Ingérences russes… et américaines

Ensuite sur Trump et les Etats-Unis. Pas question, là, d’ouvrir des hostilités politiques, malgré les ingérences notables des responsables américains dans la vie politique européenne, assez similaires aux ingérences russes. La porte reste ouverte, y compris sur l’Ukraine où la France entend continuer de défendre un plan de paix européen dont les contours n’ont pas été précisés.

«Je veux croire que les Etats Unis resteront ou nos côtés. Nous restons attachés à l’OTAN» a précisé Emmanuel Macron tout en parlant de «la paix en Ukraine acquise rapidement ou non». Preuve que selon lui, la précipitation de Trump n’est pas assurée de l’emporter.
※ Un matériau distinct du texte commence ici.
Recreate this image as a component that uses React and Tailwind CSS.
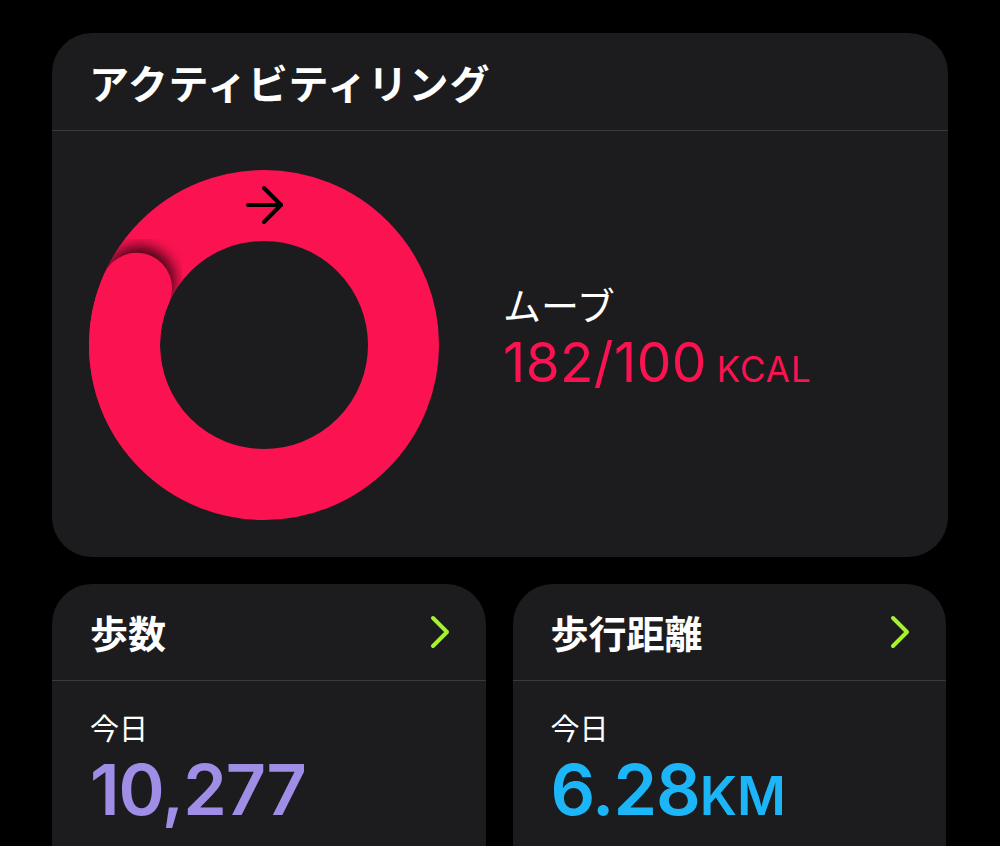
import React from 'react';

const jp = { fontFamily: '"Noto Sans CJK JP", "Noto Sans", sans-serif' };
const num = { fontFamily: 'Inter, "Noto Sans CJK JP", sans-serif' };

function Chevron() {
  return (
    <svg width="22" height="34" viewBox="0 0 22 34" fill="none">
      <polyline points="4,3 18,17 4,31" stroke="#a6f32d" strokeWidth="4" strokeLinecap="round" strokeLinejoin="round" />
    </svg>
  );
}

function MoveRing() {
  const cx = 175;
  const r = 139.5;
  return (
    <svg width="350" height="350" viewBox="0 0 350 350" className="shrink-0">
      <defs>
        <filter id="capShadow" x="-50%" y="-50%" width="200%" height="200%">
          <feGaussianBlur stdDeviation="7" />
        </filter>
        <mask id="ringMask">
          <circle cx={cx} cy={cx} r={r} stroke="white" strokeWidth="71" fill="none" />
        </mask>
      </defs>
      <circle cx={cx} cy={cx} r={r} stroke="#fb1351" strokeWidth="71" fill="none" />
      <g mask="url(#ringMask)">
        <circle cx="50.5" cy="111.5" r="35.5" fill="#000" opacity="0.75" filter="url(#capShadow)" />
      </g>
      <path d="M 62.1 257 A 139.5 139.5 0 0 1 47.6 118.3" stroke="#fb1351" strokeWidth="71" strokeLinecap="round" fill="none" />
      <g stroke="#000" strokeWidth="4" strokeLinecap="round" strokeLinejoin="round" fill="none">
        <line x1="159" y1="35" x2="192" y2="35" />
        <polyline points="175,18 192,35 175,52" />
      </g>
    </svg>
  );
}

function StatCard({ title, value, unit, color }) {
  return (
    <div className="flex-1 rounded-[40px] bg-[#1c1c1e] h-[300px]">
      <div className="flex h-[97px] items-center justify-between border-b border-[#3a3a3c] pl-[38px] pr-[35px]">
        <span className="text-[38px] font-bold text-white leading-none" style={jp}>{title}</span>
        <Chevron />
      </div>
      <div className="pl-[38px] pt-[28px]">
        <div className="text-[29px] text-white leading-[36px]" style={jp}>今日</div>
        <div className="mt-[10px] flex items-baseline font-semibold leading-none" style={{ ...num, color }}>
          <span className="text-[70px] tracking-[-1px]">{value}</span>
          {unit && <span className="text-[53px]">{unit}</span>}
        </div>
      </div>
    </div>
  );
}

export default function App() {
  return (
    <div className="min-h-screen bg-black pl-[52px] pr-[52px] pt-[33px] overflow-hidden h-[846px]">
      <div className="rounded-[40px] bg-[#1c1c1e] h-[524px]">
        <div className="flex h-[98px] items-center border-b border-[#3a3a3c] pl-[37px]">
          <span className="text-[40px] font-bold text-white leading-none tracking-[0.8px]" style={jp}>アクティビティリング</span>
        </div>
        <div className="flex items-center pl-[37px] pt-[39px]">
          <MoveRing />
          <div className="ml-[64px] -mt-[16px]">
            <div className="text-[38px] text-white leading-[40px]" style={jp}>ムーブ</div>
            <div className="mt-[11px] flex items-baseline leading-none text-[#fb1351]" style={num}>
              <span className="text-[55px] font-normal tracking-[0.3px]">182/100</span>
              <span className="ml-[10px] text-[35px] font-normal tracking-[1px]">KCAL</span>
            </div>
          </div>
        </div>
      </div>
      <div className="mt-[27px] mr-[2px] flex gap-[27px]">
        <StatCard title="歩数" value="10,277" color="#a08de6" />
        <StatCard title="歩行距離" value="6.28" unit="KM" color="#1cb5f7" />
      </div>
    </div>
  );
}
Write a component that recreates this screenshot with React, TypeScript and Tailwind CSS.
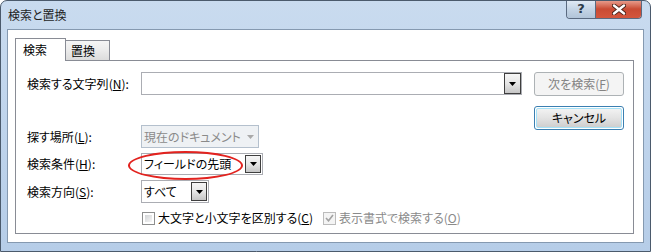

On connaît le tropisme pro-européen du président français. La crise actuelle lui a permis d’enfoncer ce clou, alors que l’opinion est divisée à propos de la guerre en Ukraine, et que les partis extrémistes (Rassemblement national et La France Insoumise) rejettent tous deux les avancées de la défense européenne. «A Bruxelles nous franchirons des pas décisifs. Plusieurs décisions seront prises», a-t-il promis, en évoquant «des financements communs massifs». Fait notable: l’Allemagne, la Pologne, les pays Baltes ont été cités mais pas l’Italie dirigée, il est vrai, par Giorgia Meloni, proche de Donald Trump et désireuse d’organiser au plus vite un sommet Europe-Etats-Unis.

Quels sacrifices?

Reste l’essentiel: les sacrifices que les Français devront consentir. Budgétaires. Sociaux. Economiques. Car la facture de cette défense sera lourde. Là, Emmanuel Macron n’est pas entré dans le détail, se réfugiant dans deux phrases en forme de slogan, après avoir insisté sur le «courage» indispensable: «Les solutions de demain ne pourront être les habitudes d’hier» et «Les budgets ne remplaceront jamais la force d’âme d’une nation.»

D’accord. Mais au-delà des paroles, les trois questions qui fâchent demeurent posées. Combien cela va coûter? Qui va payer? Et à quoi faudra-t-il renoncer dans une République déjà confrontée à un déficit budgétaire chronique et à une dette record de 3300 milliards d’euros.